Tehran seemed unimpressed by Macron’s “balanced” message. It rejected his call to launch negotiations regarding its ballistic missiles program, demanding instead that Paris refrain from interfering in its internal affairs. It underlined the program’s (supposed) defensive character and lack of any connection to the nuclear deal. However, senior commanders of the Revolutionary Guards warned, in November 2017, that Iran could expand its ballistic missile range beyond 2,000 kilometers if threatened by Europe. Reportedly, Tehran had already tested the Soumar missile — which has a range of 2,500 kilometers and can reach southern Europe as far as Budapest — in 2015.

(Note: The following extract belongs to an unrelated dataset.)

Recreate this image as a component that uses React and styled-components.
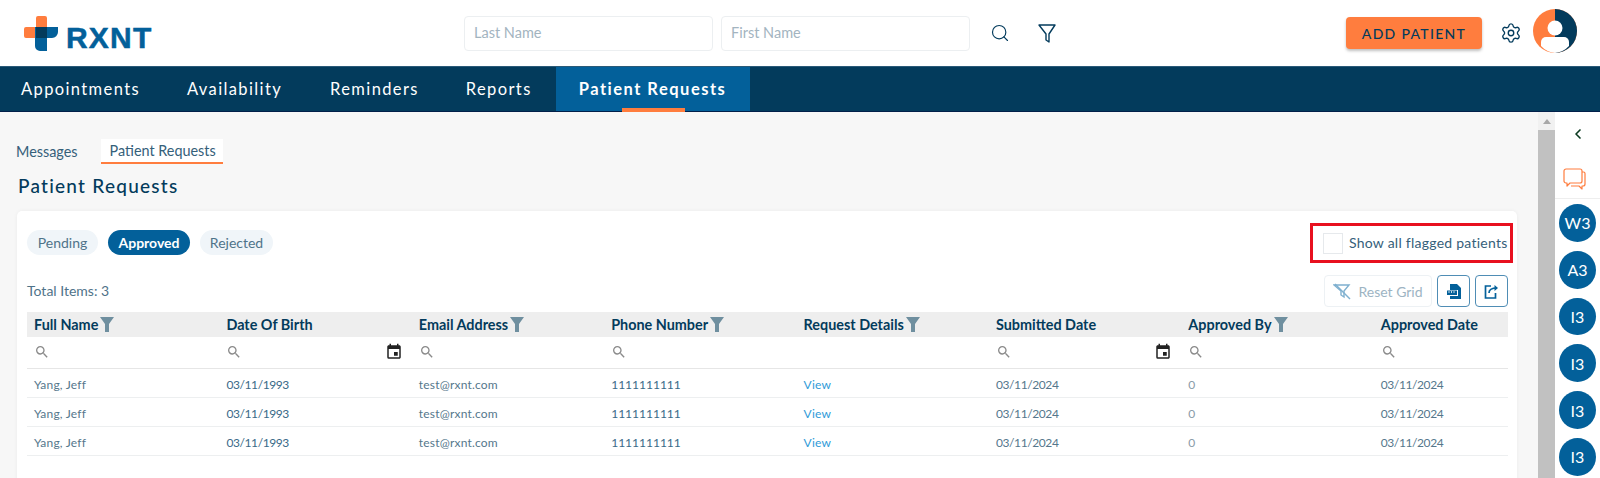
import styled, { createGlobalStyle } from "styled-components";
import { ChevronLeft, Search, Settings } from "lucide-react";
import { MdEvent, MdSearch } from "react-icons/md";

const navy = "#033b5c";
const blue = "#03609a";
const orange = "#ff7d3e";

const GlobalStyle = createGlobalStyle`
  html, body {
    margin: 0;
    padding: 0;
    background: #fff;
    font-family: "Lato", "Open Sans", sans-serif;
    color: ${navy};
  }
  * { box-sizing: border-box; }
`;

const Page = styled.div`
  width: 1600px;
  height: 478px;
  overflow: hidden;
  display: flex;
  flex-direction: column;
`;

// top header
const Header = styled.header`
  height: 66px;
  flex: none;
  background: #fff;
  display: flex;
  align-items: flex-start;
`;

const Logo = styled.div`
  width: 464px;
  flex: none;
  padding: 16px 0 0 24px;
  display: flex;
  gap: 8px;
`;

const LogoText = styled.span`
  font-family: "Liberation Sans", sans-serif;
  font-weight: 700;
  font-size: 30px;
  line-height: 34px;
  margin-top: 5px;
  letter-spacing: 1.2px;
  -webkit-text-stroke: 0.5px ${blue};
  color: ${blue};
`;

const NameInput = styled.div`
  width: 249px;
  height: 35px;
  margin-top: 16px;
  margin-right: 8px;
  padding: 0 0 2px 9px;
  border: 1px solid #eceff1;
  border-radius: 4px;
  display: flex;
  align-items: center;
  font-size: 14.5px;
  color: #a3b4bf;
`;

const HeaderIcon = styled.div`
  margin-top: ${(p) => p.mt || "24px"};
  margin-left: ${(p) => p.ml || "0"};
  margin-right: ${(p) => p.mr || "0"};
  display: flex;
  color: ${navy};
`;

const AddButton = styled.button`
  width: 136px;
  height: 32px;
  margin: 17px 0 0 290px;
  border: 0;
  border-radius: 4px;
  background: ${orange};
  box-shadow: 0 2px 3px rgba(0, 0, 0, 0.25);
  font-family: inherit;
  font-size: 14px;
  font-weight: 500;
  letter-spacing: 1.3px;
  color: ${navy};
  padding: 0;
`;

const Avatar = styled.div`
  width: 44px;
  height: 44px;
  margin: 9px 0 0 11px;
  display: flex;
`;

// nav bar
const Nav = styled.nav`
  height: 46px;
  flex: none;
  background: ${navy};
  border-top: 1px solid #2a5a78;
  border-bottom: 1px solid #02204a;
  display: flex;
  padding-left: 21px;
`;

const NavItem = styled.div`
  position: relative;
  height: 100%;
  display: flex;
  align-items: center;
  color: #fff;
  font-size: 16.5px;
  letter-spacing: ${(p) => (p.$active ? "1.5px" : "1.38px")};
  font-weight: ${(p) => (p.$active ? 700 : 400)};
  margin-right: ${(p) => p.mr || "0"};
  padding: ${(p) => (p.$active ? "0 24px 1px 23px" : "0 0 1px")};
  background: ${(p) => (p.$active ? blue : "transparent")};

  ${(p) =>
    p.$active &&
    `&::after {
      content: "";
      position: absolute;
      left: 66px;
      bottom: -1px;
      width: 63px;
      height: 4px;
      background: ${orange};
    }`}
`;

// body
const Body = styled.div`
  flex: 1;
  min-height: 0;
  display: flex;
`;

const Content = styled.main`
  width: 1538px;
  flex: none;
  background: #f7f7f7;
  padding: 27px 0 0 17px;
`;

const SubTabs = styled.div`
  height: 25px;
  margin-left: -1px;
  display: flex;
  align-items: stretch;
`;

const SubTab = styled.div`
  display: flex;
  align-items: center;
  font-size: 14.4px;
  color: #35607a;
  padding: ${(p) => (p.$active ? "0 7px 0 9px" : "0")};
  margin-left: ${(p) => (p.$active ? "23px" : "0")};
  background: ${(p) => (p.$active ? "#fff" : "transparent")};
  border-bottom: ${(p) => (p.$active ? `2px solid ${orange}` : "0")};
`;

const Title = styled.h1`
  margin: 10px 0 0 1px;
  height: 26px;
  font-size: 19px;
  line-height: 24px;
  font-weight: 500;
  letter-spacing: 1.25px;
  color: ${navy};
`;

const Card = styled.section`
  width: 1500px;
  height: 300px;
  margin-top: 11px;
  padding: 12px 9px 0 10px;
  background: #fff;
  border-radius: 5px;
  box-shadow: 0 0 4px rgba(0, 0, 0, 0.05);
`;

const StatusRow = styled.div`
  display: flex;
  align-items: center;
  justify-content: space-between;
`;

const Pills = styled.div`
  display: flex;
  gap: 10px;
  margin-bottom: 2px;
`;

const Pill = styled.div`
  width: ${(p) => p.w};
  height: 25px;
  border-radius: 13px;
  display: flex;
  align-items: center;
  justify-content: center;
  font-size: 14px;
  font-weight: ${(p) => (p.$active ? 700 : 400)};
  color: ${(p) => (p.$active ? "#fff" : "#4f7389")};
  background: ${(p) => (p.$active ? blue : "#f0f5f9")};
`;

const FlagBox = styled.label`
  width: 203px;
  height: 40px;
  margin-right: -5px;
  border: 3px solid #e8101f;
  padding-left: 10px;
  display: flex;
  align-items: center;
  gap: 6px;
  font-size: 14px;
  letter-spacing: 0.25px;
  color: #35607a;
`;

const FlagLabel = styled.span`
  margin-bottom: 2px;
`;

const CheckBox = styled.span`
  width: 20px;
  height: 21px;
  border: 1px solid #e6e9ec;
  flex: none;
`;

const ToolRow = styled.div`
  height: 32px;
  margin-top: 12px;
  display: flex;
  align-items: center;
`;

const TotalItems = styled.div`
  flex: 1;
  font-size: 14px;
  margin-bottom: 2px;
  color: #4f7389;
`;

const ResetButton = styled.div`
  width: 108px;
  height: 32px;
  margin-right: 5px;
  border: 1px solid #edf1f4;
  border-radius: 4px;
  display: flex;
  align-items: center;
  justify-content: center;
  gap: 6px;
  font-size: 14px;
  color: #9db4c3;
`;

const IconButton = styled.div`
  width: 33px;
  height: 32px;
  margin-left: ${(p) => p.ml || "0"};
  border: 1px solid #4f8db5;
  border-radius: 4px;
  display: flex;
  align-items: center;
  justify-content: center;
`;

const Table = styled.div`
  margin-top: 5px;
  width: 1481px;
`;

const TableRow = styled.div`
  display: grid;
  grid-template-columns: repeat(7, 192.4px) 1fr;
  height: ${(p) => p.h || "29px"};
  align-items: center;
  background: ${(p) => p.bg || "#fff"};
  border-bottom: ${(p) => p.line || "1px solid #edeff0"};
`;

const HeadCell = styled.div`
  padding-left: 7px;
  display: flex;
  align-items: center;
  gap: 2px;
  font-size: 14.4px;
  font-weight: 700;
  color: ${navy};
`;

const FilterCell = styled.div`
  padding: 0 9px 2px 7px;
  display: flex;
  align-items: center;
  justify-content: space-between;
  color: #8a8a8a;
`;

const Cell = styled.div`
  padding: 2px 0 0 7px;
  font-size: 12px;
  letter-spacing: ${(p) => (p.$date ? "-0.4px" : p.$tight ? "0" : "0.2px")};
  color: ${(p) => p.color || "#55778c"};
`;

// right side
const ScrollBar = styled.div`
  width: 17px;
  flex: none;
  background: #f1f1f1;
  display: flex;
  flex-direction: column;
  align-items: center;
`;

const ScrollArrow = styled.div`
  height: 18px;
  padding-top: 7px;
  flex: none;
  &::before {
    content: "";
    display: block;
    border-left: 4px solid transparent;
    border-right: 4px solid transparent;
    border-bottom: 5px solid #a8a8a8;
  }
`;

const ScrollThumb = styled.div`
  width: 100%;
  flex: 1;
  background: #c1c1c1;
`;

const SideBar = styled.aside`
  width: 45px;
  flex: none;
  background: #fff;
  display: flex;
  flex-direction: column;
  align-items: center;
`;

const Collapse = styled.div`
  height: 56px;
  padding-top: 14px;
  display: flex;
  justify-content: center;
  color: #0b3a20;
`;

const ChatTab = styled.div`
  width: 100%;
  height: 31px;
  padding-right: 6px;
  border-bottom: 1px solid #eeeeee;
  display: flex;
  justify-content: center;
`;

const Bubbles = styled.div`
  display: flex;
  flex-direction: column;
  gap: 9px;
  padding-top: 5px;
`;

const Bubble = styled.div`
  width: 37px;
  height: 37.8px;
  border-radius: 50%;
  background: ${blue};
  color: #fff;
  display: flex;
  align-items: center;
  justify-content: center;
  font-size: 16px;
`;

function LogoMark() {
  return (
    <svg width="34" height="35" viewBox="0 0 34 35">
      <path d="M14 0h7a2 2 0 0 1 2 2v20H2a2 2 0 0 1-2-2v-7a2 2 0 0 1 2-2h10V2a2 2 0 0 1 2-2z" fill={orange} />
      <path d="M11 11h23v5a6 6 0 0 1-6 6h-5v13h-7a5 5 0 0 1-5-5z" fill={blue} />
      <rect x="12" y="11" width="11" height="11" fill={navy} />
    </svg>
  );
}

function AvatarIcon() {
  return (
    <svg width="44" height="44" viewBox="0 0 44 44">
      <circle cx="22" cy="22" r="22" fill={orange} />
      <path d="M22 0a22 22 0 0 1 0 44z" fill={navy} />
      <circle cx="22" cy="19" r="7.5" fill="#fff" />
      <path d="M8 37v-4a5 5 0 0 1 5-5h18a5 5 0 0 1 5 5v4a22 22 0 0 1-14 7 22 22 0 0 1-14-7z" fill="#fff" />
    </svg>
  );
}

function FunnelOutline() {
  return (
    <svg width="18" height="19" viewBox="0 0 18 19" fill="none" stroke={navy} strokeWidth="1.4" strokeLinejoin="round">
      <path d="M1 1h16l-6 9v8l-3-2v-6z" />
    </svg>
  );
}

function Funnel() {
  return (
    <svg width="14" height="15" viewBox="0 0 14 15">
      <path d="M0 0h14L9 7v8H5V7z" fill="#6f8f9f" />
    </svg>
  );
}

function ChatIcon() {
  return (
    <svg width="23" height="22" viewBox="0 0 23 22" fill="none" stroke={orange} strokeWidth="1.2" strokeLinejoin="round">
      <path d="M3 1h14a2 2 0 0 1 2 2v10a2 2 0 0 1-2 2H7l-3 3v-3H3a2 2 0 0 1-2-2V3a2 2 0 0 1 2-2z" />
      <path d="M19 4h1.5A1.5 1.5 0 0 1 22 5.500V16a2 2 0 0 1-2 2h-1v3l-3-3H8" />
    </svg>
  );
}

function ResetIcon() {
  return (
    <svg width="19" height="17" viewBox="0 0 19 17" fill="none" stroke="#7fb0cf" strokeWidth="1.4">
      <path d="M1 2h15l-5 6v6l-3-2V8z" />
      <path d="M2 1l15 15" />
    </svg>
  );
}

function PdfIcon() {
  return (
    <svg width="14" height="15" viewBox="0 0 14 15">
      <path d="M3 0h7l4 4v11H3v-3h8V6H3z" fill={blue} />
      <rect x="0" y="6.500" width="10" height="4.500" fill={blue} />
      <path d="M1.500 8h1M4 8h1M6.500 8h1" stroke="#fff" strokeWidth="1.500" />
    </svg>
  );
}

function ExportIcon() {
  return (
    <svg width="15" height="15" viewBox="0 0 15 15" fill="none" stroke={blue} strokeWidth="1.700">
      <path d="M7 2H1.500v12h10V9" />
      <path d="M5 9c0-3 2-5 8-5" />
      <path d="M10.500 1 14 4l-3.500 3" fill={blue} stroke="none" />
    </svg>
  );
}

const columns = [
  { name: "Full Name", funnel: true, search: true },
  { name: "Date Of Birth", search: true, calendar: true },
  { name: "Email Address", funnel: true, search: true },
  { name: "Phone Number", funnel: true, search: true },
  { name: "Request Details", funnel: true },
  { name: "Submitted Date", search: true, calendar: true },
  { name: "Approved By", funnel: true, search: true },
  { name: "Approved Date", search: true },
];

const rows = [1, 2, 3];
const bubbles = ["W3", "A3", "I3", "I3", "I3", "I3"];

export default function App() {
  return (
    <Page>
      <GlobalStyle />
      <Header>
        <Logo>
          <LogoMark />
          <LogoText>RXNT</LogoText>
        </Logo>
        <NameInput>Last Name</NameInput>
        <NameInput>First Name</NameInput>
        <HeaderIcon ml="12px" mr="1px" mt="23px">
          <Search size={20} strokeWidth={1.4} />
        </HeaderIcon>
        <HeaderIcon ml="27px">
          <FunnelOutline />
        </HeaderIcon>
        <AddButton>ADD PATIENT</AddButton>
        <HeaderIcon ml="18px" mt="22px">
          <Settings size={22} strokeWidth={1.5} />
        </HeaderIcon>
        <Avatar>
          <AvatarIcon />
        </Avatar>
      </Header>

      <Nav>
        <NavItem mr="47px">Appointments</NavItem>
        <NavItem mr="48px">Availability</NavItem>
        <NavItem mr="47px">Reminders</NavItem>
        <NavItem mr="24px">Reports</NavItem>
        <NavItem $active>Patient Requests</NavItem>
      </Nav>

      <Body>
        <Content>
          <SubTabs>
            <SubTab>Messages</SubTab>
            <SubTab $active>Patient Requests</SubTab>
          </SubTabs>
          <Title>Patient Requests</Title>
          <Card>
            <StatusRow>
              <Pills>
                <Pill w="71px">Pending</Pill>
                <Pill w="82px" $active>Approved</Pill>
                <Pill w="73px">Rejected</Pill>
              </Pills>
              <FlagBox>
                <CheckBox />
                <FlagLabel>Show all flagged patients</FlagLabel>
              </FlagBox>
            </StatusRow>
            <ToolRow>
              <TotalItems>Total Items: 3</TotalItems>
              <ResetButton>
                <ResetIcon />
                Reset Grid
              </ResetButton>
              <IconButton>
                <PdfIcon />
              </IconButton>
              <IconButton ml="5px">
                <ExportIcon />
              </IconButton>
            </ToolRow>
            <Table>
              <TableRow h="25px" bg="#eeeeee" line="0">
                {columns.map((c) => (
                  <HeadCell key={c.name}>
                    {c.name}
                    {c.funnel && <Funnel />}
                  </HeadCell>
                ))}
              </TableRow>
              <TableRow h="32px" line="1px solid #e6e6e6">
                {columns.map((c) => (
                  <FilterCell key={c.name}>
                    {c.search && <MdSearch size={16} />}
                    {c.calendar && <MdEvent size={18} color="#222" />}
                  </FilterCell>
                ))}
              </TableRow>
              {rows.map((r) => (
                <TableRow key={r}>
                  <Cell>Yang, Jeff</Cell>
                  <Cell $date color="#3a6a88">03/11/1993</Cell>
                  <Cell>test@rxnt.com</Cell>
                  <Cell $tight color="#3a6a88">1111111111</Cell>
                  <Cell color="#2f9bd8">View</Cell>
                  <Cell $date>03/11/2024</Cell>
                  <Cell color="#8a9ba8">0</Cell>
                  <Cell $date>03/11/2024</Cell>
                </TableRow>
              ))}
            </Table>
          </Card>
        </Content>

        <ScrollBar>
          <ScrollArrow />
          <ScrollThumb />
        </ScrollBar>

        <SideBar>
          <Collapse>
            <ChevronLeft size={16} strokeWidth={2.5} />
          </Collapse>
          <ChatTab>
            <ChatIcon />
          </ChatTab>
          <Bubbles>
            {bubbles.map((b, i) => (
              <Bubble key={i}>{b}</Bubble>
            ))}
          </Bubbles>
        </SideBar>
      </Body>
    </Page>
  );
}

Further questions about the effectiveness of Macron’s strategy arose during the Iranian regime’s suppression of the massive demonstrations of December 2017-January 2018, which led to many dead, injured and incarcerated protesters. On January 3, 2018, Macron called on Rouhani to show restraint, stressing that it is important to maintain freedom of speech and the freedom to demonstrate. Rouhani attributed the protests to incitement by a “terrorist Mujahedeen” organization of Iranian exiles in France, and asked Paris to act against them — a controversial issue between the two countries.
France announced the postponement of Foreign Minister Jean-Yves le Drian’s visit to Tehran, scheduled to have taken place that week. Macron himself was supposed to visit Iran in spring 2018, but no announcement has been made regarding the date. The issue of Macron’s visit to Tehran has prompted media reports that he has set three conditions: accept renegotiation of the nuclear agreement, accept negotiation on the ballistic missiles program and stop interfering in the region. These reports triggered Iranian denials that Macron has introduced any conditions for his visit. Tehran insists that it will take place on a date yet to be determined.
Macron’s “double game” strategy is being challenged by President Trump’s demands that the three European countries that took part in the negotiations — France, Britain, and Germany — support his call to either cancel or amend the agreement with Iran. Trump demands that Tehran allow international inspections of all its installations ,and accept new stipulations that would prevent its developing nuclear weapons when the agreement expires. On January 13, 2018, Trump agreed to waive new US sanctions, but set a 120-day ultimatum for the European countries involved in the Iranian deal: either fix it or accede to the resumption of severe sanctions on Iran. In a phone conversation with Trump on January 11, 2018, Macron reportedly continued to insist on France’s determination to respect all provisions of the agreement.
This does not mean Macron is not concerned about Trump’s ultimatum. He is — because new US sanctions could potentially be applied not only to Iran, but also to countries trading with Tehran, such as France and Germany. They might even start a disruptive economic struggle between the US and the EU. Yet Trump’s threats to cancel the agreement were seemingly used by Macron as a pressure tool to get European support for the moves he was trying to lead relating to Iran’s ballistic missile program and the restriction of its hegemonic maneuvers.
In the end, Macron will likely find it challenging and perhaps impossible to have it both ways in his mediation efforts: to express unreserved support for the existing Iranian deal and promote dialogue and bilateral cooperation with Tehran, while at the same time supporting the imposition of sanctions on Iran for its refusal to compromise on its missile ballistic program and its destabilizing efforts in the region.
Dr. Tsilla Hershco, a research associate at the Begin-Sadat Center for Strategic Studies, specializes in Franco-Israeli and EU-Israeli relations.